Insgesamt 353 Jahre hat das Gebäude an der heutigen Ecke Rathausgasse/Markt/Schloßstraße der Stadt Frankenberg als Rathaus gedient. Wegen seiner Baufälligkeit wurde es 1863 zum Abbruch verkauft. In einem Neubau an gleicher Stelle eröffneten am 22.11.1864 Carl Gottfried Seidel und Carl Friedrich Kurth in diesem „alten Rathaus“ eine Schankstätte, die kurz Zeit später von Carl Seidel allein weitergeführt wurde.
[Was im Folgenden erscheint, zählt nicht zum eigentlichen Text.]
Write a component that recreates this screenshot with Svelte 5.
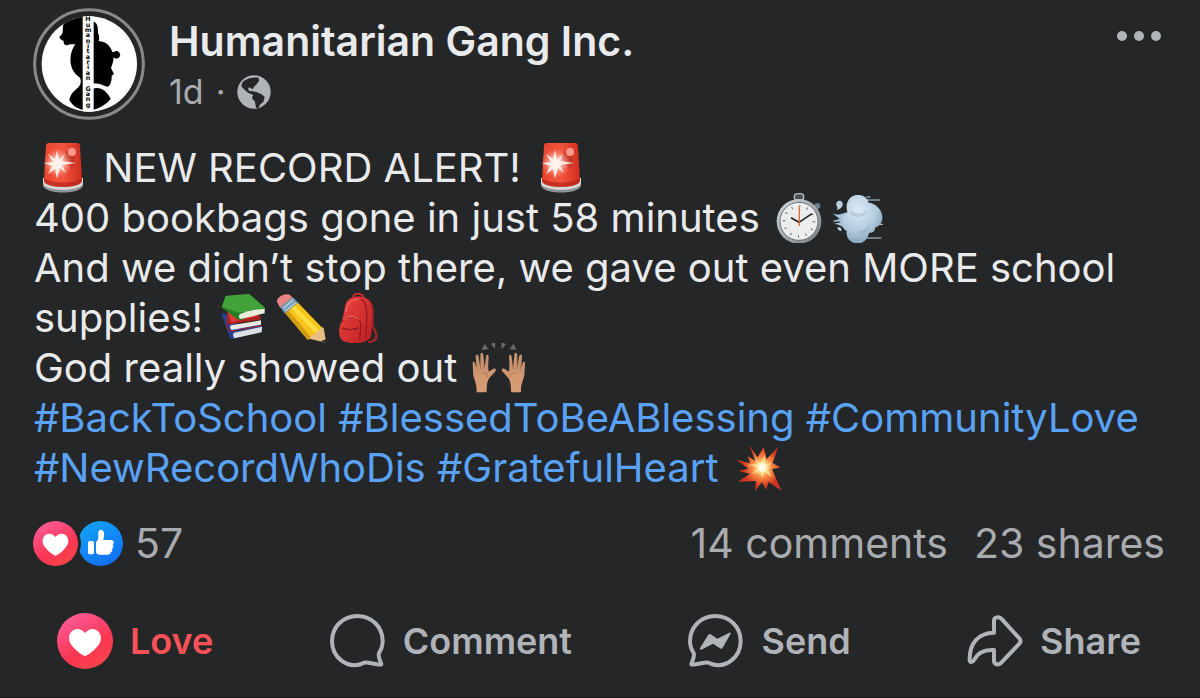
<script lang="ts">
  const pageName = 'Humanitarian Gang Inc.'
  const avatarLetters = 'Humanitarian Gang'.split('')

  let loved = $state(true)
</script>

{#snippet heart()}
  <svg class="glyph" viewBox="0 0 56 56" aria-hidden="true">
    <path fill="#fff" d="M28 43c-2 0-7-4-10-7-4-4-6-7-6-11 0-5 4-9 8-9s6 2 8 4c2-2 4-4 8-4s8 4 8 9c0 4-2 7-6 11-3 3-8 7-10 7z" />
  </svg>
{/snippet}

{#snippet siren()}
  <svg class="emoji" viewBox="0 0 58 50" role="img" aria-label="Siren">
    <path fill="#8f9496" d="M9 36h40v6c0 10-40 10-40 0z" />
    <path fill="#d8dad7" d="M9 35h40v5c0 9-40 9-40 0z" />
    <path fill="url(#siren-red)" d="M15 0h28q3 0 3 3l2 34c0 9-38 9-38 0l2-34q0-3 3-3z" />
    <path fill="#b52419" opacity=".7" d="M10 35c8 6 30 6 38 0v3c0 8-38 8-38 0z" />
    <path fill="#a92b22" opacity=".55" d="M32 8q8 1 9 10l-3 8-8-8z" />
    <circle cx="38" cy="9" r="4" fill="#ff9b8e" />
    <circle cx="24" cy="20" r="15" fill="url(#siren-glow)" />
    <path fill="#fff4ee" opacity=".9" d="m23 7 2 10 6-6-3 7 14 2-14 2 4 8-6-5-3 11-2-10-7 5 4-8-8-3 9-1-5-8 7 5z" />
  </svg>
{/snippet}

<svg class="defs" width="0" height="0" aria-hidden="true">
  <defs>
    <linearGradient id="siren-red" x1="0" x2="1">
      <stop offset="0" stop-color="#e8452f" />
      <stop offset=".5" stop-color="#f2553d" />
      <stop offset="1" stop-color="#d02c1e" />
    </linearGradient>
    <radialGradient id="siren-glow">
      <stop offset="0" stop-color="#fff" />
      <stop offset=".3" stop-color="#ffd9d0" stop-opacity=".9" />
      <stop offset="1" stop-color="#ff8a78" stop-opacity="0" />
    </radialGradient>
    <linearGradient id="steel" x1="0" y1="0" x2="1" y2="1">
      <stop offset="0" stop-color="#d5dade" />
      <stop offset="1" stop-color="#747d84" />
    </linearGradient>
    <radialGradient id="puff" cx=".4" cy=".3" r=".75">
      <stop offset="0" stop-color="#dcebf6" />
      <stop offset=".6" stop-color="#b2cbdd" />
      <stop offset="1" stop-color="#809db5" />
    </radialGradient>
    <linearGradient id="bag" x1="0" y1="0" x2="1" y2="1">
      <stop offset="0" stop-color="#ee4640" />
      <stop offset="1" stop-color="#bd1f23" />
    </linearGradient>
    <linearGradient id="skin" x1="0" y1="0" x2="0" y2="1">
      <stop offset="0" stop-color="#c58f6d" />
      <stop offset="1" stop-color="#d79c72" />
    </linearGradient>
    <radialGradient id="blast" cx="122" cy="82" r="65" gradientUnits="userSpaceOnUse">
      <stop offset="0" stop-color="#fff" />
      <stop offset=".2" stop-color="#ffe58a" />
      <stop offset=".45" stop-color="#fa8b42" />
      <stop offset=".9" stop-color="#cf3420" />
    </radialGradient>
  </defs>
</svg>

<article class="post">
  <header class="post-header">
    <a class="avatar" href="#profile" aria-label={pageName}>
      <svg viewBox="39 24 336 336" aria-hidden="true">
        <clipPath id="avatar-clip"><circle cx="208" cy="192" r="143" /></clipPath>
        <circle cx="207" cy="192" r="163" fill="none" stroke="#88898b" stroke-width="9" />
        <g clip-path="url(#avatar-clip)">
          <rect x="60" y="40" width="300" height="300" fill="#fff" />
          <path d="M190 45c-30 0-58 12-61 34-2 15 3 21-11 32 2 8 10 10 13 12-1 8 4 15 12 12 7-4 13-2 23-2-14 18-18 45-12 66 5 18 17 28 26 34 6 15 0 25-10 33-12 10-18 17-22 34 8 16 24 26 42 30z" />
          <path d="M218 64c16 5 16 20 16 34 4 10 5 17 2 25 22 2 35 14 41 33h5a11 11 0 1 1-1 16c0 14-6 25-8 32l9 18-7 5c1 16-5 33-14 33-9-1-15-10-43-10zM218 266c25-7 43 8 54 31-16 19-35 28-54 33z" />
          <rect x="188" y="40" width="33" height="300" fill="#fff" />
          <g class="avatar-text">
            {#each avatarLetters as letter, i}
              <text x="204" y={64 + i * 16}>{letter}</text>
            {/each}
          </g>
        </g>
      </svg>
    </a>
    <div class="byline">
      <h1><a href="#profile">{pageName}</a></h1>
      <div class="meta">
        <a href="#post">1d</a>
        <span>·</span>
        <svg class="globe" viewBox="648 225 102 102" role="img" aria-label="Public">
          <circle cx="699" cy="276" r="50" fill="#b0b3b8" />
          <path fill="#252628" d="M668 243c14-10 30-12 45-10l1 9-7 11-8 7-4 8-10-6-4 5 4 6 12 1 9 2 16 7 9 8-4 15-9 7-6 12-7-2-3-18-9-11 3-9-15-7-12-10-7-8c-1-7 2-13 6-17z" />
        </svg>
      </div>
    </div>
    <button class="more" aria-label="More options">
      <svg viewBox="0 0 44 12" aria-hidden="true">
        <circle cx="5" cy="6" r="5" />
        <circle cx="22" cy="6" r="5" />
        <circle cx="39" cy="6" r="5" />
      </svg>
    </button>
  </header>

  <div class="post-text">
    <p>{@render siren()} NEW RECORD ALERT! {@render siren()}</p>
    <p>
      400 bookbags gone in just 58 minutes
      <span class="emojis">
        <svg class="emoji" viewBox="32 33 174 150" role="img" aria-label="Stopwatch">
          <rect x="108" y="48" width="14" height="20" fill="#8e979e" />
          <rect x="102" y="35" width="28" height="20" rx="9" fill="#4b5054" stroke="#b9c0c5" stroke-width="4" />
          <circle cx="171" cy="72" r="9" fill="#6c7d8c" />
          <circle cx="116" cy="118" r="67" fill="url(#steel)" />
          <circle cx="116" cy="118" r="57" fill="#eceded" stroke="#697077" stroke-width="3" />
          <circle cx="116" cy="118" r="45" fill="none" stroke="#777" stroke-width="8" stroke-dasharray="3 20.5" />
          <path d="m92 107 24 14 39-26" fill="none" stroke="#222" stroke-width="5" />
          <path d="M117 72v60" stroke="#e46a3c" stroke-width="4" />
        </svg><svg class="emoji" viewBox="206 33 174 150" role="img" aria-label="Dash">
          <path stroke="#c5d7e3" stroke-width="3" d="M318 45h12M310 54h50M350 127h18M315 168h48" />
          <path fill="#a9c4d8" d="M216 94c22 10 28-3 54-4v46c-25 7-32-14-54-9l26-7c-8-4-17 2-26-3l22-6-10-8z" />
          <path fill="#b7d0e1" d="M229 84c4-4 2-9-1-14-2-9 5-15 13-13 11 4 8 23-12 27zM230 137c9-3 15 2 13 9-4 3-9-2-13-9z" />
          <path fill="url(#puff)" d="M262 92c-9-23 2-47 22-52 20-5 36 4 41 22 26 3 43 26 41 48-2 16-10 22-22 27 1 11-6 16-18 16-4 20-18 32-33 31-23 1-37-18-34-37-20-9-21-42 3-55z" />
          <path fill="#7998af" opacity=".3" d="M272 85c12 14 33 12 49 1-7 19-36 24-49 13zM292 148c15-1 28-8 35-22 3 15-11 27-26 29z" />
        </svg></span>
    </p>
    <p>
      And we didn’t stop there, we gave out even MORE school supplies!
      <span class="emojis">
        <svg class="emoji" viewBox="15 20 174 150" role="img" aria-label="Books">
          <path fill="#263f91" d="m37 82 12-2 17 30 92 8 3 13-88 27q-9 1-12-8z" />
          <path fill="#dce0e4" d="m75 139 84-18-1 17-82 18q-7-10-1-17z" />
          <path fill="#ac2220" d="m54 77 98 10 4 12-91 15q-10 2-11-9z" />
          <path fill="#df3d31" d="m55 75 12 33 82-19-50-20z" />
          <path fill="#ebe7e2" d="m65 117 91-15v13l-88 16q-7-5-3-14z" />
          <path fill="#a32425" d="M53 95c0 30 4 36 15 38l90-17v3l-90 17c-15-1-19-12-15-41z" />
          <path fill="#277c28" d="m50 29 70-6 48 41v6l-72 32q-12-1-21-11L38 64z" />
          <path fill="#43a33b" d="m50 29 70-6 48 41-81 15-48-18z" />
          <path fill="#e9edda" d="M93 83q31-14 74-16v14l-72 17q-10-5-2-15z" />
        </svg><svg class="emoji" viewBox="189 20 174 150" role="img" aria-label="Pencil">
          <path fill="#e58482" d="M204 47c-3-15 23-28 38-22l10 10-38 31z" />
          <path fill="#6c94aa" d="m214 62 38-29 17 17-42 32z" />
          <path fill="#a9c9d7" d="m220 64 31-26 4 5-31 26zm6 8 34-26 3 4-33 26z" />
          <path fill="#f5c51c" d="m229 81 38-32 77 80-48 31z" />
          <path fill="#d49c13" d="m229 81 9-9 72 85-14 3z" />
          <path fill="#ffde41" d="m247 66 10-8 77 79-10 7z" />
          <path fill="#e7bd83" d="M302 157q4-15 15-11 1-14 15-12 0-12 12-10l8 46z" />
          <path fill="#292a2b" d="m351 159 2 12-18-6z" />
        </svg><svg class="emoji" viewBox="363 20 174 150" role="img" aria-label="Backpack">
          <path fill="none" stroke="#a32527" stroke-width="7" d="M470 39c31 11 17 57 21 81 12 22 23 42-14 48" />
          <path fill="none" stroke="#c6292a" stroke-width="6" d="M433 32c-1-14 28-14 31 4" />
          <path fill="url(#bag)" d="M407 68c2-28 20-39 47-37 23 1 32 17 34 36 0 35 2 71-4 89-18 17-57 18-82 8-15-8-14-45-4-57z" />
          <path fill="none" stroke="#901b20" stroke-width="4" d="M455 39c20 7 19 38 18 68l-3 48M396 110c8-26 55-24 60 4l-4 45M399 125c20 7 36 6 51-1" />
          <path fill="none" stroke="#ff746b" stroke-width="3" d="M411 77c3-28 19-39 37-37M403 101c9-13 34-15 46-1" />
        </svg></span>
    </p>
    <p>
      God really showed out
      <svg class="emoji" viewBox="30 29 174 150" role="img" aria-label="Raising hands">
        <path fill="#67696b" d="m67 50 10-18 12 16zM96 31l13-4-1 20zM127 27l14 5-13 16zM152 48l11-17 10 18z" />
        <g id="hand">
          <path fill="url(#skin)" d="M53 177c1-23-6-33-10-51l-2-35c-1-8 6-8 8 0l4 18-3-38c0-10 8-9 9 0l5 33V65c0-9 9-9 9 0l4 40 4-35c1-8 8-7 8 1l-2 34 1 10 14-8c7-4 12 2 6 8l-17 19c-6 8-8 20-8 43z" />
          <path fill="url(#skin)" d="M46 100h42v40H50z" />
          <path stroke="#9f6c50" stroke-width="2" fill="none" d="m53 96 2 12m9-14 1 12m10-12 1 12m-5 15c10-5 16 1 14 12" />
        </g>
        <use href="#hand" transform="matrix(-1 0 0 1 239 0)" />
      </svg>
    </p>
    <p>
      <a href="#BackToSchool">#BackToSchool</a>
      <a href="#BlessedToBeABlessing">#BlessedToBeABlessing</a>
      <a href="#CommunityLove">#CommunityLove</a>
      <a href="#NewRecordWhoDis">#NewRecordWhoDis</a>
      <a href="#GratefulHeart">#GratefulHeart</a>
      <svg class="emoji" viewBox="26 9 174 150" role="img" aria-label="Collision">
        <path fill="url(#blast)" d="m84 16 25 36 18-31 9 36 34-35-16 47 24 14-26 4 28 65-38-26-8 23-12-22-21 26 3-30-54 2 36-24-35-8 30-7-36-27 41 11-7-22 23 15z" />
        <path fill="#ffe5a0" opacity=".8" d="m98 52 19 21 13-27 3 29 18-9-14 19 16 28-22-18-9 20-6-23-24 10 19-20-33-7 31-4z" />
        <circle cx="122" cy="82" r="13" fill="#fff9df" />
      </svg>
    </p>
  </div>

  <div class="stats">
    <button class="reactions" aria-label="57 reactions">
      <span class="badge love">{@render heart()}</span>
      <span class="badge like">
        <svg class="glyph" viewBox="174 30 135 135" aria-hidden="true">
          <rect x="204" y="90" width="18" height="40" rx="5" fill="#fff" />
          <path fill="#fff" d="M228 93c8-6 7-14 7-27 0-14 16-12 17 1 1 8-1 13-2 20h22c10 0 12 10 6 14 4 5 2 10-2 12 3 6 0 9-4 11 1 5-4 7-10 7h-22c-7 0-12-3-12-9z" />
        </svg>
      </span>
      <span>57</span>
    </button>
    <div class="counts">
      <a href="#comments">14 comments</a>
      <a href="#shares">23 shares</a>
    </div>
  </div>

  <footer class="actions">
    <button class="action" class:loved aria-pressed={loved} onclick={() => loved = !loved}>
      <span class="badge love large">{@render heart()}</span>
      Love
    </button>
    <button class="action">
      <svg class="icon" viewBox="57 39 168 168" aria-hidden="true">
        <path d="M181 190q-21-6-30 2c-44 14-88-20-88-69 0-42 33-75 76-75s76 33 76 75c0 15-5 27-11 36-3 8 1 19 7 33 1 4-15 0-30-2z" />
      </svg>
      Comment
    </button>
    <button class="action">
      <svg class="icon" viewBox="57 39 168 168" aria-hidden="true">
        <path d="M97 190q21-6 30 2c44 14 88-20 88-69 0-42-33-75-76-75s-76 33-76 75c0 15 5 27 11 36 3 8-1 19-7 33-1 4 15 0 30-2z" />
        <path class="solid" d="m93 144 25-40q3-4 7-1l20 13 36-18q6-2 4 3l-24 42q-3 6-8 2l-21-14-35 18q-6 1-4-5z" />
      </svg>
      Send
    </button>
    <button class="action">
      <svg class="icon" viewBox="49 39 168 168" aria-hidden="true">
        <path d="M130 98V62c0-10 14-14 22-6l54 59q7 8 0 16l-54 57c-8 9-22 5-22-5v-33c-28-2-49 8-60 30-6 10-14 7-13-3 0-47 25-78 73-79z" />
      </svg>
      Share
    </button>
  </footer>
</article>

<style>
  :global(body) {
    margin: 0;
    background: #252628;
  }

  .post {
    box-sizing: border-box;
    padding: 8px 35px 28px 33px;
    border-bottom: 2px solid #151617;
    background: #252628;
    color: #e9eaec;
    font-family: Inter, 'Liberation Sans', sans-serif;
    font-size: 40px;
    line-height: 50px;
  }

  .defs {
    position: absolute;
  }

  a {
    color: inherit;
    text-decoration: none;
  }

  button {
    padding: 0;
    border: 0;
    background: none;
    color: inherit;
    font: inherit;
    cursor: pointer;
  }

  .post-header {
    display: flex;
    align-items: flex-start;
    gap: 24px;
  }

  .avatar, .avatar svg {
    display: block;
    width: 112px;
    height: 112px;
    flex-shrink: 0;
  }

  .avatar-text {
    font: bold 19px 'DejaVu Sans', sans-serif;
    text-anchor: middle;
  }

  .byline {
    flex: 1;
    padding-top: 8px;
  }

  h1 {
    margin: 0;
    font-size: 41px;
    line-height: 50px;
    font-weight: 600;
  }

  .meta {
    display: flex;
    align-items: center;
    gap: 12px;
    font-size: 34px;
    line-height: 52px;
    color: #a9abae;
  }

  .globe {
    width: 34px;
    height: 34px;
  }

  .more {
    display: flex;
    padding: 22px 4px;
  }
  .more svg {
    width: 44px;
    height: 12px;
    fill: #b0b3b8;
  }

  .post-text {
    padding: 23px 0 0 1px;
  }
  .post-text p {
    margin: 0;
  }
  .post-text a {
    color: #5aa2f5;
  }

  .emojis {
    white-space: nowrap;
  }

  .emoji {
    width: 58px;
    height: 50px;
    vertical-align: bottom;
  }

  .stats {
    display: flex;
    justify-content: space-between;
    align-items: center;
    padding-top: 25px;
    font-size: 41px;
    color: #a9abae;
  }

  .reactions {
    display: flex;
    align-items: center;
  }
  .reactions > :last-child {
    margin-left: 12px;
  }

  .badge {
    display: flex;
    width: 45px;
    height: 45px;
    border-radius: 50%;
  }
  .badge.love {
    position: relative;
    background: linear-gradient(150deg, #ff5f9e 5%, #fa3652 60%, #fb4b48);
    box-shadow: 0 0 0 3px #252628;
  }
  .badge.like {
    background: linear-gradient(150deg, #12a8f5, #1268f5);
  }
  .badge.large {
    width: 56px;
    height: 56px;
  }

  .glyph {
    width: 100%;
    height: 100%;
  }

  .counts {
    display: flex;
    gap: 26px;
  }

  .actions {
    display: flex;
    justify-content: space-between;
    padding: 45px 24px 0;
  }

  .action {
    display: flex;
    align-items: center;
    gap: 17px;
    font-size: 36px;
    font-weight: 600;
    color: #b0b3b8;
  }
  .action.loved {
    color: #fb5158;
  }

  .icon {
    width: 56px;
    height: 56px;
    fill: none;
    stroke: #b0b3b8;
    stroke-width: 12;
    stroke-linejoin: round;
  }
  .icon .solid {
    fill: #b0b3b8;
    stroke: none;
  }
</style>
Nach ihm erhielt sie den volkstümlichen Namen „Seidelei“.

Am 05.12.1860 kaufte die Stadt Frankenberg das „Friedrichsche Haus“ am Markt zur Errichtung des noch heute arbeitenden Rathauses. Mit einem Gesamtaufwand (einschließlich des Kaufpreises) von 75 000 Goldmark wurde das Gebäude zum Rathaus umgebaut und am 04.09.1873 eingeweiht.